4. The Home Office Deduction Is a Red Flag for an Audit

While it used to be a red flag, this is no longer true as long as you keep excellent records that satisfy IRS requirements. Because of the proliferation of home offices, tax officials cannot possibly audit all tax returns containing the home office deduction. In other words, there is no need to fear an audit just because you take the home office deduction. A high deduction-to-income ratio, however, may raise a red flag and lead to an audit.

5. Business Expenses Are Not Deductible if You Don't Take the Home Office Deduction

You are still eligible to take deductions for business supplies, business-related phone bills, travel expenses, printing, wages paid to employees or contract workers, depreciation of equipment used for your business, and other expenses related to running a home-based business, whether or not you take the home office deduction.

Tax reform legislation passed in 2017 repealed certain itemized deductions on Schedule A, Itemized Deductions of Form 1040 for tax years 2018 through 2025, including employee business expense deductions related to home office use.

6. Requesting an Extension on Your Taxes Is an Extension To Pay Taxes

Extensions enable you to extend your filing date only. Penalties and interest begin accruing from the date your taxes are due.

7. Part-Time Business Owners Cannot Set Up Self-Employed Pension Plans

If you start up a company while you have a salaried position complete with a 401K plan, you can still set up a SEP-IRA for your business and take the deduction.

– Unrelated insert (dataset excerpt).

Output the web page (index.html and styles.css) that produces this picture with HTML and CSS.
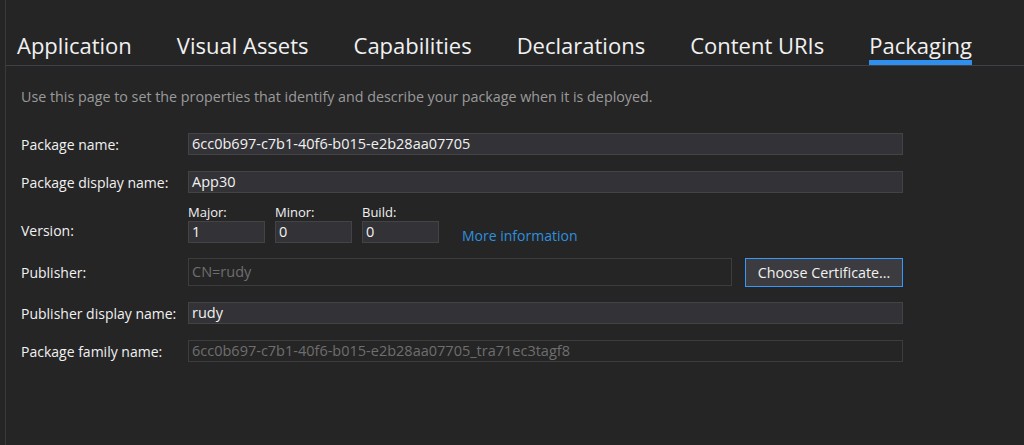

Understanding how the tax system works is beneficial to any business owner, whether you run a small to medium-sized business or are a sole proprietor. Whether it is a missed payment or filing deadline, an improperly claimed deduction, or incomplete records, a tax headache is only one mistake away. Furthermore, even if you delegate the tax preparation to someone else, you are still liable for the accuracy of your tax returns.